According to Lewis, Manley's father continued to talk about his son's destroying the device.

The GPS was worth $315, the agent said.

Leonard Manley told WCPO he has no idea where the GPS device is, and he claimed his son did nothing wrong.

Martin Pinales, a WCPO legal expert, said the charges may depend on how badly Manley damaged the device, if at all.

"If I found a piece of equipment on my car that didn't belong, I would take it off as well," Pinales said. "You can't destroy it. You can't put it on the neighbor's car and have the police follow the wrong car around. But certainly, I don't think it is an obstruction."

According to Leonard Manley, investigators also told James Manley on Monday that he had failed a lie detector test he recently took.
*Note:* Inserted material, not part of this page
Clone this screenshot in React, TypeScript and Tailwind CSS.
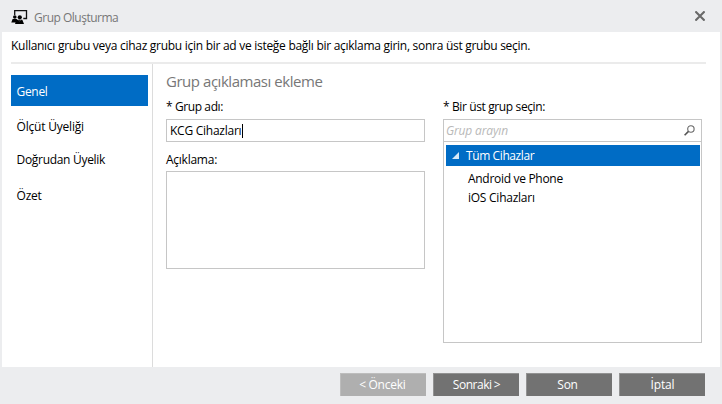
const steps = [
  { label: 'Genel', box: 'h-[31px] bg-[#006cc5] text-white tracking-[-0.3px]' },
  { label: 'Ölçüt Üyeliği', box: 'mt-[4px] h-[31px] tracking-[-0.2px]' },
  { label: 'Doğrudan Üyelik', box: 'mt-[2px] h-[31px] tracking-[-0.3px]' },
  { label: 'Özet', box: 'mt-[5px] h-[31px] tracking-[-0.2px]' },
];

const buttons = [
  { label: '< Önceki', tone: 'bg-[#afafaf] border-[#bdbdbd] tracking-[-0.2px] [word-spacing:-0.5px] pr-[2px]' },
  { label: 'Sonraki >', tone: 'bg-[#727272] border-[#929292] tracking-[-0.45px] [word-spacing:-0.5px]' },
  { label: 'Son', tone: 'bg-[#727272] border-[#929292] tracking-[-0.3px] pr-[4px]' },
  { label: 'İptal', tone: 'bg-[#727272] border-[#929292] tracking-[-0.15px]' },
];

function GroupIcon() {
  return (
    <svg className="ml-[11px] mt-[9px] shrink-0" width="17" height="16" viewBox="0 0 17 16">
      <path d="M3.7 6V1.6h11.8v7.9h-3.2" fill="none" stroke="#111" strokeWidth="1.3" />
      <circle cx="3.8" cy="8" r="1.8" />
      <circle cx="8.8" cy="8.3" r="2.1" />
      <path d="M.3 13.4 1.6 10h4.2l1 3.4zM4 15l1.5-4.2h5.8L13 15z" />
      <path d="M6.5 10.4 8.7 12l2.1-1.6" stroke="#888" strokeWidth=".5" fill="none" />
    </svg>
  );
}

export default function App() {
  return (
    <div className="flex h-[404px] w-[722px] flex-col overflow-hidden bg-[#ecedef] font-['Open_Sans','Noto_Sans',sans-serif] text-[12px] leading-[16px] whitespace-nowrap text-black">
      <header className="flex h-[32px] shrink-0">
        <GroupIcon />
        <h1 className="ml-[6px] mt-[10px] text-[12px] tracking-[-0.5px] text-[#777]">Grup Oluşturma</h1>
        <svg className="mt-[11px] mr-[17px] ml-auto" width="10" height="10" viewBox="0 0 10 10">
          <path d="M.4.4l9.2 9.2M9.6.4.4 9.6" stroke="#696969" strokeWidth="2.1" />
        </svg>
      </header>
      <main className="mr-[2px] ml-[2px] flex h-[335px] shrink-0 flex-col bg-white">
        <div className="mr-[14px] ml-[9px] h-[32px] shrink-0 border-b-2 border-[#ebebeb] pt-[6px] tracking-[-0.28px]">
          Kullanıcı grubu veya cihaz grubu için bir ad ve isteğe bağlı bir açıklama girin, sonra üst grubu seçin.
        </div>
        <div className="flex flex-1">
          <nav className="w-[151px] border-r border-[#dcdcdc] pt-[11px] pr-[4px] pl-[9px]">
            {steps.map((s) => (
              <div key={s.label} className={`flex items-center pt-[2px] pl-[5.5px] ${s.box}`}>{s.label}</div>
            ))}
          </nav>
          <section className="ml-[13px] w-[259px]">
            <h2 className="mt-[7px] h-[20px] text-[15px] leading-[20px] tracking-[-0.46px] text-[#777]">Grup açıklaması ekleme</h2>
            <div className="mt-[8px] h-[16px] tracking-[-0.4px]">* Grup adı:</div>
            <div className="mt-[4px] flex h-[23px] items-center border border-[#c6c6c6] pl-[3px] tracking-[-0.25px]">
              KCG Cihazları<span className="ml-px h-[14px] w-px bg-black" />
            </div>
            <div className="mt-[10px] h-[16px] tracking-[-0.25px]">Açıklama:</div>
            <div className="mt-[3px] h-[98px] border border-[#c6c6c6]" />
          </section>
          <section className="ml-[18px] w-[259px] pt-[35px]">
            <div className="h-[16px] tracking-[-0.38px]">* Bir üst grup seçin:</div>
            <div className="mt-[4px] h-[224px] border border-[#c6c6c6]">
              <div className="flex h-[22px] items-center border-b border-[#c6c6c6] pr-[6px] pl-[2px] text-[#b9b9b9] italic">
                <span className="tracking-[-0.15px]">Grup arayın</span>
                <svg className="ml-auto" width="11" height="11" viewBox="0 0 11 11">
                  <circle cx="6.9" cy="4" r="3.2" fill="none" stroke="#666" strokeWidth="1.1" />
                  <path d="M4.5 6.4.6 10.3" stroke="#555" strokeWidth="1.6" />
                </svg>
              </div>
              <div className="mt-[3px] mr-px ml-[2px] flex h-[21px] items-center bg-[#006cc5] text-white">
                <svg className="ml-[6px] mr-[7px]" width="7" height="7" viewBox="0 0 7 7">
                  <path d="M7 0v7H0z" fill="#d5e8f8" />
                </svg>
                <span className="pt-px tracking-[-0.4px]">Tüm Cihazlar</span>
              </div>
              <div className="mt-[4px] ml-[24px] h-[19px] pt-px tracking-[-0.3px]">Android ve Phone</div>
              <div className="ml-[24px] h-[19px] pt-px tracking-[-0.25px]">iOS Cihazları</div>
            </div>
          </section>
        </div>
      </main>
      <footer className="mr-[17px] flex justify-end gap-[7px] pt-[6px]">
        {buttons.map((b) => (
          <button key={b.label} className={`h-[23px] w-[86px] border-t border-l text-white ${b.tone}`}>{b.label}</button>
        ))}
      </footer>
    </div>
  );
}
Tuesday's arrest warrant came just days after investigators searched three properties for evidence. According to property owners, those searches were connected to Jake Wagner, Hanna Rhoden's ex-boyfriend.

 

A report Saturday that the Franklin County Sheriff’s SWAT team was searching for possible murder suspects was a false alarm: Sheriff’s spokesperson Marc Gofstein corrected himself to say the SWAT team was looking for evidence, not suspects. He didn’t confirm if any evidence was found.

Officials didn't explain why the SWAT team didn't join the search until the second day -- or why a SWAT team was needed for an evidence search, given that a SWAT team's role is to assist in personal high-risk situations.

A search for suspects would have been a significant development: Despite periodic reassurances of "significant progress" in the investigation, only a few pieces of information have surfaced in public view: Authorities believe the killer or killers must have been local, and the murders may have been connected to the Rhoden family's marijuana farms.

 

After Friday's search, Leonard Manley said he still wasn't optimistic about the chances of finding the person or persons who killed his daughter.

"Maybe not in my lifetime unless they find something awful good down there," he said.